You'll shoot right to the top of our guest list.


----------



## RJ Keller (Mar 9, 2009)

Just want to add that we've recently created a Facebook fanpage for the show. 

http://www.facebook.com/#!/pages/Book-Chatter-Ustream-Show/121511121236936


----------



## P.A. Woodburn (May 22, 2010)

I would like to be interviewed. My email is [email protected]
Ann


----------



## Stacey Cochran (Jun 2, 2009)

rjkeller said:


> Just want to add that we've recently created a Facebook fanpage for the show.
> 
> http://www.facebook.com/#!/pages/Book-Chatter-Ustream-Show/121511121236936


You are awesome.


----------



## lyndahilburn (Apr 8, 2010)

Hey, Stacey. I don't have skype, but would love to be interviewed.

Lynda



Stacey Cochran said:


> Hey, folks, I am super-pleased to announce that Season 2 of BOOK CHATTER Live will be launching on Friday October 8 at 9 PM (EST). We have RJ Keller and Zoe Winters lined up as our regular featured panelists for the new season, and our first episode will feature guest authors Willow Polson and Scott Nicholson.
> 
> Drop your name into the hat if you'd like to be considered as a guest for our new season, which is scheduled to run October 2010 - April 2011 on the 2nd and 4th Fridays of each month Live at 9 PM (EST).
> 
> ...


----------



## MariaESchneider (Aug 1, 2009)

I've got a new book coming out this month (Under Witch Moon) so would be happy to join the show (again).  

Maria


----------



## harpwriter (Sep 28, 2010)

Hi, Stacey,

Can I add my name to the list of those who would like to do an interview?  

I can let people about 500 people know through facebook, twitter, and two blogs, in addition to IRL friends.


----------



## Valentine Cawley (Sep 18, 2010)

Hi Stacey,

I have just uploaded my first Kindle book, so it would be great to be interviewed. It is based on the life of a child prodigy, who is rather unusual in many ways. 

Please email me at tjvcawley2 @ yahoo.com.

Thanks in advance for your questions.

Valentine Cawley


----------



## Kippoe (Jan 17, 2010)

So glad to see Bookchatter coming back for a second season WOOT  I will have something to do on Friday nights. I will help promoting for you im up to 2000 + on twitter


----------



## DeclanStanley (Sep 30, 2010)

Hi Stacey,
I too would like to add my name to the list of authors who want to be interviewed. I can do a Skype interview.

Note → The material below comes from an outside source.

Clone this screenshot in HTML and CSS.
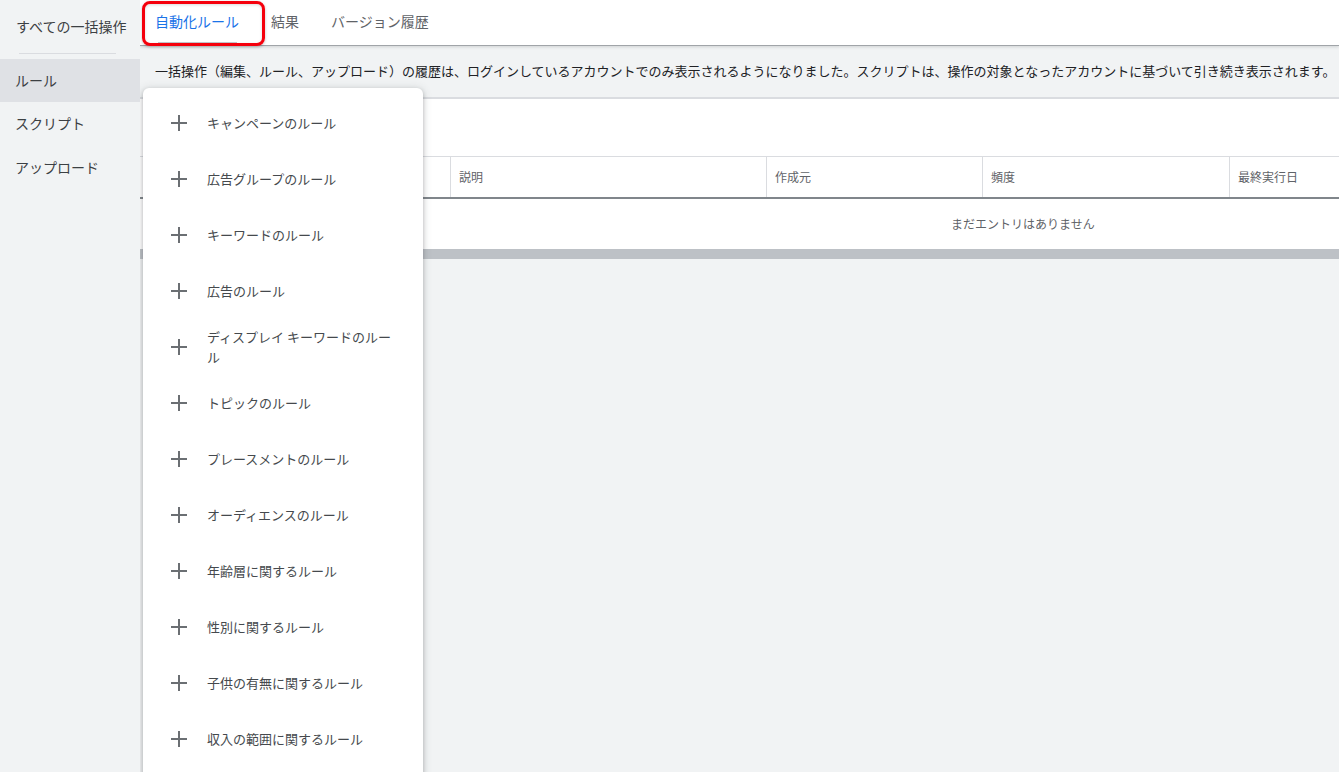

I have just self-published my first Kindle book Alice which draws its inspiration from Lewis Caroll’s Alice’s Adventures in Wonderland and Through the Looking Glass, though more in spirit than in actual characters and events. It's not just a "let's write a farytail where they all have sex" story, but a surreal adventure of sexual awakening and enlightenment as Alice journeys through her own mythical wonderland populated not only with elements inspired by Caroll's work but also by modern cultural references as well. There are also explicit sex scenes.


----------



## Travis haselton (Jul 24, 2010)

I know you have built up a long list but I would still like to be on it [email protected]


----------



## Stacey Cochran (Jun 2, 2009)

Okay, here's our October shows so far:

October 8 (Friday) at 9 PM (EST) - guests Willow Polson and Scott Nicholson

October 22 (Friday) at 9 PM (EST) - guests Tanya Plank, P.A. Wood, and Lynda Hilburn

We've scheduled nothing for November 12 yet but we tentatively have guest John Hartness scheduled for Nov 26.

Of course, RJ Keller and Zoe Winters are our featured co-hosts for Season 2.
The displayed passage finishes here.